ColdFusion Regex Backreferences

I want to take a string that contains HTML and increment all heading tags by 1. For example, I want to turn <h3>…</h3> into <h4>…</h4>.

I might be able to accomplish this with a long ReplaceList command. However I decide against this as I’ve run into problems with ReplaceList not replacing items in the order it claims to in the documentation. Plus I would have to hard-code every heading tag (both opening and closing) and that would just look ugly. So let’s try and be clever.

This sounds like a job for regular expressions (regex). I opt for the REReplace function over REReplaceNoCase because REReplaceNoCase seems lazy to me, and it forces me to specifically take case into consideration. I like that. Deal with potential problems with input now instead of waiting for it to become a problem later.

So my search string will be something like “<(/?[hH])([1-6])“. This will search for both opening and closing heading tags and I can use the number of the heading as a backreference (that is, I can refer to it in my replacement string). I’m only search for H1 through H6 because the HTML spec clearly states there are only 6 headings, H7 and so on aren’t valid HTML tags.

So my REReplace line might look something like REReplace( variables.input_string, “<(/?[hH])([1-6])”, “\1#Val( \2 + 1 )#”, “ALL” ).

But this will not work.

The reason being that ColdFusion will evaluate all CF variables before performing regex operations. So the backreference to the number of the heading (the “\2” in the example above) will be interpreted as the literal string “\2”. This will trigger a parsing error.

So the workaround is a bit ugly, but still more elegant than just one big ReplaceList function, and that is to loop from 1 to 5 and perform the regex operations one heading at a time. Except there’s another gotcha here. If my loop starts at 1 and works up to 5, I will replace all H1 tags to H2. In the second loop, all H2 tags, including the former H1 tags, will become H3 tags. In the end my HTML will be all H6 tags. The fix is simple, just loop backwards, from 5 to 1. Easy! The code would look something like this:

<cfloop from=”5″ to=”1″ index=”variables.h” step=”-1″>
<cfset variables.input_string = REReplace( variables.input_string, “<(\/?[hH])#variables.h#”, “<\1#Val( variables.h + 1 )#”, “ALL” ) />

Simple. Except this code won’t work. All the heading tags get dropped for some reason.”<h4>” becomes “<>”. What’s going on?

Refer back to how ColdFusion will evaluate all variables before performing the regex operation. In the replace string I use the backreference “\1”. But ColdFusion evaluates the Val() operation before performing the regex operation, so the backreference the regex operation sees (for an H1 replacement) is “\12”. The regex operation looks for a 12th backreference, which doesn’t exist, so the replaced string is empty.

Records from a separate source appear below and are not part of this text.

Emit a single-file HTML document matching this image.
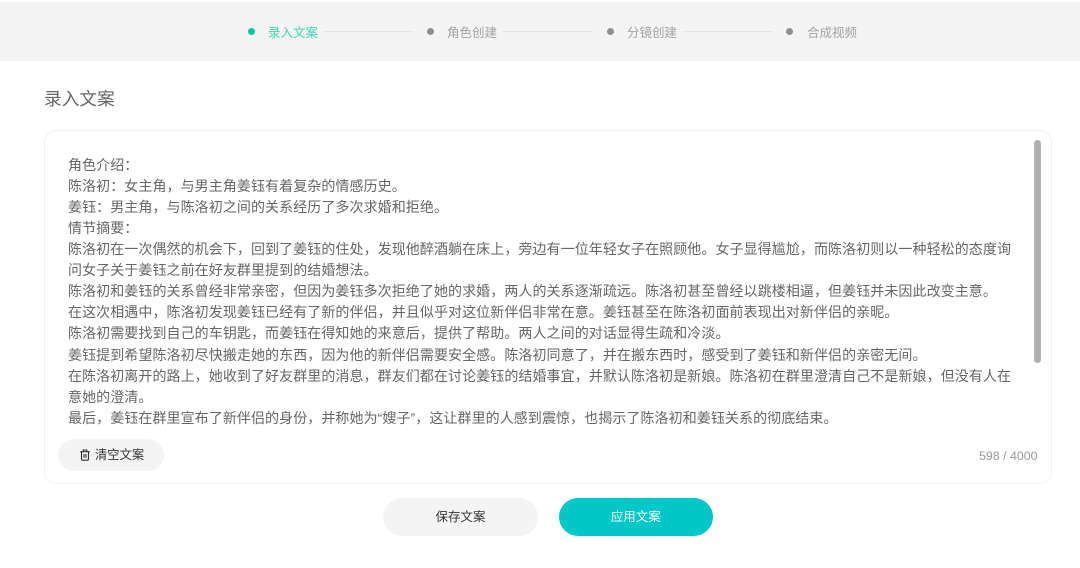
<!DOCTYPE html>
<html lang="zh">
<head>
<meta charset="utf-8">
<title>录入文案</title>
<style>
*{box-sizing:border-box;margin:0;padding:0}
html,body{width:1080px;height:568px;overflow:hidden;background:#fff}
body{position:relative;font-family:"Liberation Sans","Noto Sans CJK SC",sans-serif;color:#666}
.abs{position:absolute}
.bar{left:0;top:2px;width:1080px;height:59px;background:#f4f4f4}
.dot{width:7px;height:7px;border-radius:50%;background:#8f8f8f;top:27.5px}
.lbl{top:24px;font-size:12.5px;line-height:18px;color:#a3a3a3;white-space:nowrap}
.ln{top:31px;width:89px;height:1px;background:#e6e6e6}
h1{left:44px;top:87px;font-size:17.7px;line-height:24px;font-weight:400;color:#666;white-space:nowrap}
.card{left:44px;top:130px;width:1008px;height:354px;border:1px solid #f1f1f1;border-radius:12px;background:#fff}
.t{left:68px;font-size:14px;line-height:21px;color:#666;white-space:nowrap;letter-spacing:.075px}
.thumb{left:1034px;top:140px;width:7px;height:223px;border-radius:4px;background:#b0b0b0}
.clear{left:58px;top:439px;width:106px;height:32px;border-radius:16px;background:#f4f4f4}
.clear-t{left:95px;top:446px;font-size:12.3px;line-height:18px;color:#333;white-space:nowrap}
.count{left:979px;top:448px;font-size:12.4px;line-height:16px;color:#999;white-space:nowrap}
.btn{top:498px;width:155px;height:38px;border-radius:19px;text-align:center;font-size:12.5px;line-height:38px}
</style>
</head>
<body>
<div class="abs bar"></div>

<div class="abs dot" style="left:247.500px;background:#00c8a0"></div>
<div class="abs lbl" style="left:268px;color:#3ed6b4">录入文案</div>
<div class="abs ln" style="left:324px"></div>
<div class="abs dot" style="left:427px"></div>
<div class="abs lbl" style="left:447px">角色创建</div>
<div class="abs ln" style="left:503px"></div>
<div class="abs dot" style="left:606.500px"></div>
<div class="abs lbl" style="left:627px">分镜创建</div>
<div class="abs ln" style="left:683px"></div>
<div class="abs dot" style="left:786px"></div>
<div class="abs lbl" style="left:807px">合成视频</div>

<h1 class="abs">录入文案</h1>

<div class="abs card"></div>

<div class="abs t" style="top:155px">角色介绍：</div>
<div class="abs t" style="top:176px">陈洛初：女主角，与男主角姜钰有着复杂的情感历史。</div>
<div class="abs t" style="top:197px">姜钰：男主角，与陈洛初之间的关系经历了多次求婚和拒绝。</div>
<div class="abs t" style="top:218px">情节摘要：</div>
<div class="abs t" style="top:239px">陈洛初在一次偶然的机会下，回到了姜钰的住处，发现他醉酒躺在床上，旁边有一位年轻女子在照顾他。女子显得尴尬，而陈洛初则以一种轻松的态度询</div>
<div class="abs t" style="top:260px">问女子关于姜钰之前在好友群里提到的结婚想法。</div>
<div class="abs t" style="top:281px">陈洛初和姜钰的关系曾经非常亲密，但因为姜钰多次拒绝了她的求婚，两人的关系逐渐疏远。陈洛初甚至曾经以跳楼相逼，但姜钰并未因此改变主意。</div>
<div class="abs t" style="top:302px">在这次相遇中，陈洛初发现姜钰已经有了新的伴侣，并且似乎对这位新伴侣非常在意。姜钰甚至在陈洛初面前表现出对新伴侣的亲昵。</div>
<div class="abs t" style="top:323px">陈洛初需要找到自己的车钥匙，而姜钰在得知她的来意后，提供了帮助。两人之间的对话显得生疏和冷淡。</div>
<div class="abs t" style="top:345px">姜钰提到希望陈洛初尽快搬走她的东西，因为他的新伴侣需要安全感。陈洛初同意了，并在搬东西时，感受到了姜钰和新伴侣的亲密无间。</div>
<div class="abs t" style="top:366px">在陈洛初离开的路上，她收到了好友群里的消息，群友们都在讨论姜钰的结婚事宜，并默认陈洛初是新娘。陈洛初在群里澄清自己不是新娘，但没有人在</div>
<div class="abs t" style="top:387px">意她的澄清。</div>
<div class="abs t" style="top:408px">最后，姜钰在群里宣布了新伴侣的身份，并称她为“嫂子”，这让群里的人感到震惊，也揭示了陈洛初和姜钰关系的彻底结束。</div>

<div class="abs thumb"></div>

<div class="abs clear"></div>
<svg class="abs" style="left:79px;top:449px" width="12" height="12" viewBox="0 0 12 12" fill="none" stroke="#333" stroke-width="1.1" aria-hidden="true">
  <path d="M1.2 2.7H10.8"/>
  <path d="M4.2 2.5V1H7.8V2.5"/>
  <path d="M2.5 2.7V10C2.5 10.7 3 11.2 3.7 11.2H8.3C9 11.2 9.5 10.7 9.5 10V2.7"/>
  <path d="M5 5V8.8M7 5V8.8"/>
</svg>
<div class="abs clear-t">清空文案</div>
<div class="abs count">598 / 4000</div>

<div class="abs btn" style="left:383px;background:#f4f4f4;color:#333">保存文案</div>
<div class="abs btn" style="left:558.500px;width:154.500px;background:#00c8c8;color:#fff">应用文案</div>
</body>
</html>
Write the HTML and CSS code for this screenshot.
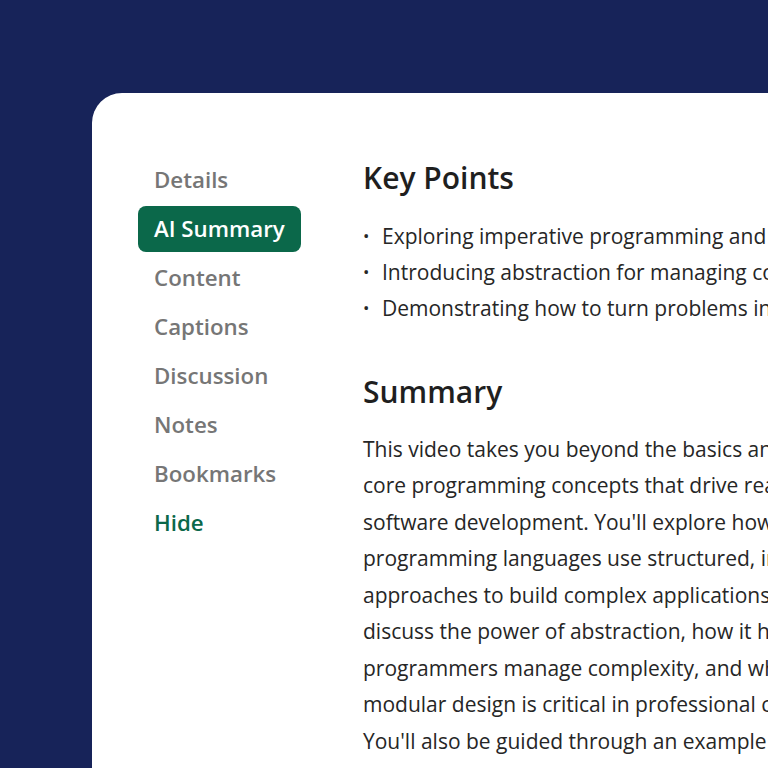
FILE: index.html
```html
<!DOCTYPE html>
<html lang="en">
<head>
<meta charset="utf-8">
<title>AI Summary</title>
<link rel="stylesheet" href="styles.css">
</head>
<body>
<div class="card">
  <nav class="sidebar">
    <a class="nav-item">Details</a>
    <a class="nav-item active">AI Summary</a>
    <a class="nav-item">Content</a>
    <a class="nav-item">Captions</a>
    <a class="nav-item">Discussion</a>
    <a class="nav-item">Notes</a>
    <a class="nav-item">Bookmarks</a>
    <a class="nav-item hide">Hide</a>
  </nav>
  <main class="content">
    <h2 class="heading">Key Points</h2>
    <ul class="points">
      <li>Exploring imperative programming and structured code</li>
      <li>Introducing abstraction for managing complexity</li>
      <li>Demonstrating how to turn problems into modular solutions</li>
    </ul>
    <h2 class="heading summary-heading">Summary</h2>
    <p class="summary">This video takes you beyond the basics and into the<br>core programming concepts that drive real-world<br>software development. You'll explore how modern<br>programming languages use structured, imperative<br>approaches to build complex applications. We'll<br>discuss the power of abstraction, how it helps<br>programmers manage complexity, and why<br>modular design is critical in professional coding.<br>You'll also be guided through an example project.</p>
  </main>
</div>
</body>
</html>
```
FILE: styles.css
```css
html, body {
  margin: 0;
  padding: 0;
  height: 100%;
}
body {
  background: #172359;
  overflow: hidden;
  font-family: "Open Sans", "Noto Sans", sans-serif;
}
.card {
  margin: 93px 0 0 92px;
  width: 1100px;
  height: 900px;
  background: #ffffff;
  border-radius: 30px 0 0 0;
  display: flex;
}
.sidebar {
  display: flex;
  flex-direction: column;
  align-items: flex-start;
  gap: 3px;
  padding: 64px 0 0 46px;
  width: 226px;
  flex-shrink: 0;
}
.nav-item {
  display: block;
  height: 46px;
  line-height: 46px;
  padding: 0 16px;
  border-radius: 8px;
  font-size: 22.3px;
  font-weight: 600;
  color: #767676;
  white-space: nowrap;
}
.nav-item.active {
  background: #0b684a;
  color: #ffffff;
}
.nav-item.hide {
  color: #0b684a;
}
.content {
  padding-top: 65px;
  flex: 1;
  color: #262626;
}
.heading {
  margin: 0 0 0 -1px;
  font-size: 30px;
  line-height: 40px;
  font-weight: 600;
  color: #1f1f1f;
}
.points {
  list-style: none;
  margin: 20px 0 0 0;
  padding: 0;
}
.points li {
  display: flex;
  font-size: 21px;
  line-height: 36px;
  white-space: nowrap;
}
.points li::before {
  content: "\2022";
  flex: none;
  width: 19px;
  margin-left: -1px;
  font-size: 17px;
}
.summary-heading {
  margin-top: 46px;
}
.summary {
  margin: 18.75px 0 0 -1px;
  font-size: 21px;
  line-height: 36.5px;
  white-space: nowrap;
}
```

In proper regex engines, this can be easily fixed in a few different ways. I could explicitly specify the base of the number (regex engines typically accept octal, hex, and decimal base numbers) with something like \x01 (hex-base). Or I could wrap the number in curly brackets like \{1}. But ColdFusion doesn’t have a proper regex engine, but a rather bastardized regex engine.

I need to separate my backreference (\1) from my replacement variable (#Val( variables.h + 1 )#). A space won’t work because my H4 tag becomes “H 4”, which isn’t an HTML tag. Can’t use HTML entities as this isn’t text to be output to the user, it’s HTML that the HTML engine needs to interpret. So what can I do?

Well, here’s the trick I’ve decided to go with.

Looking at ColdFusion’s “Using backreferences” page I see references to special characters used to make letters uppercase (\u) or lowercase (\l). I also see I can perform this case change over a string of characters by inserting \U or \L at the start of the case change, and then insert a \E where the case change should end. This is what I need. These are single, alpha-character special regex characters that do not generate output by themselves. I can use a “\U\E” sequence to separate my backreference from my variable! So my final code looks something like this:

<cfloop from=”5″ to=”1″ index=”variables.h” step=”-1″>
<cfset variables.input_string = REReplace( variables.input_string, “<(\/?[hH])#variables.h#”, “<\1\U\E#Val( variables.h + 1 )#”, “ALL” ) />

A quick test shows me I don’t even need the \U, I can stick with just a \E to get the job done. But I’ll keep the \U for completeness.

The reason I start with 5 and not 6 is that I don’t want to create H7 tags (which is not valid HTML) so H6 tags will remain H6 tags.

And now we come to the end of my post. This is where someone posts a comment and points out that my solution is, in fact, unnecessary because there IS a mechanism in ColdFusion’s regex engine to handle such a situation and I just didn’t RTFM as closely as I should have. Well, I truly welcome such a revelation should it exist. If not, perhaps Adobe could look into beefing up their regex engine a bit.